BoMET Polymer will take in shredded and baled e-plastics, sort and process them, and produce a commodity-grade pellet. The operation, located in Brantford, Ontario, will purchase feedstock from primary scrap electronics processors, as well as use material generated by parent company BoMET’s own electronics recycling division.

It plans to sell into both export and domestic markets. It aims to provide electronics manufacturers with recycled e-plastics to move closer to a closed-loop system.

“I’m hoping we’ll be able to service that market and give people a solid domestic option for what was an exclusively export material,” said David Love, general manager of BoMET Polymer.

Domestic outlets for e-plastics are rare, in part due to the complexity and difficulty of sorting and processing the materials. BoMET joins another Canadian company, FCM Recycling, which also cited impacts from China’s import restrictions as influencing its decision to start processing the materials in 2016.

Spurred by ‘Sword’

BoMET Recycling, a 20-year-old Cambridge, Ontario non-ferrous metals recycling company, branched out five years ago and opened an e-scrap division in Albion, N.Y.

The company has looked into adding an e-plastics processing operation for several years, particularly when the effects of China’s Green Fence began to be felt. (Green Fence was a Chinese imports crackdown that took hold in 2013.) Sorting had to be a bit more stringent: Chinese importers used to accept a mixed black or mixed white e-plastics shipment, but it became harder to move those loads without further sortation, Love said. Mixed materials were difficult to move at all.

“As we kind of saw the writing on the wall, we started to investigate opening up a domestic operation,” Love said.

The evaluation turned into a concrete plan as China hinted at further restrictions on imports. With 2017 came China’s National Sword campaign, with its confirmation of bans on certain materials and tighter quality standards for others. China’s actions have strongly limited e-plastics shipments into the country.

“When that was the case, it was the right time to work on it,” Love said. “We wanted to make sure we were one of the first ones to enter the market, so that we would be able to offer people this secondary option as their options with China became limited.”

The company is evaluating potential end markets. E-plastics have historically flowed into China shredded or baled. Although the country’s import restrictions have slowed that movement substantially, the general understanding so far is pellets will still be allowed in, as they are a processed feedstock rather than what Chinese regulators consider a waste material.

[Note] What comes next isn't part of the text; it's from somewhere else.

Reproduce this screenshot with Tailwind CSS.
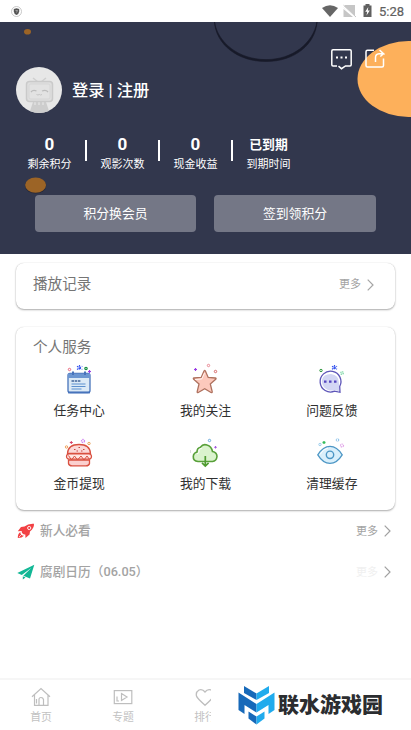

Love said BoMET is looking to sell material to electronics manufacturers. That could mean exporting, but Love said some material could stay in the U.S.

“We’re hoping the domestic market will be open for it as well,” he said. “It’s one of those things we’ll figure out as we start to get our material in the finished grade.”

Operational specifics

The new facility will take in predominantly e-plastics, Love said, but could expand into other plastics in the future. It will be primarily looking to buy from generators in the Great Lakes region or the eastern U.S. and Canada regions.

Other companies are looking at purchasing equipment to produce a composite end product, Love explained, such as an ABS/HIPS pellet. BoMET plans to produce distinct pellets of different resins. The company will produce ABS, HIPS and other commodity-grade pellets, Love said.

The processing line is planned to have an initial capacity of 1,000 metric tons per month, Love said. The company may scale up further in the future as demand warrants. He declined to reveal the exact type of equipment the operation will use.

The facility is closing in on its final preparation stages. Equipment is currently being delivered and set up, and the company is looking to take trial loads from processors. BoMET aims for the facility to be fully operational by April 1.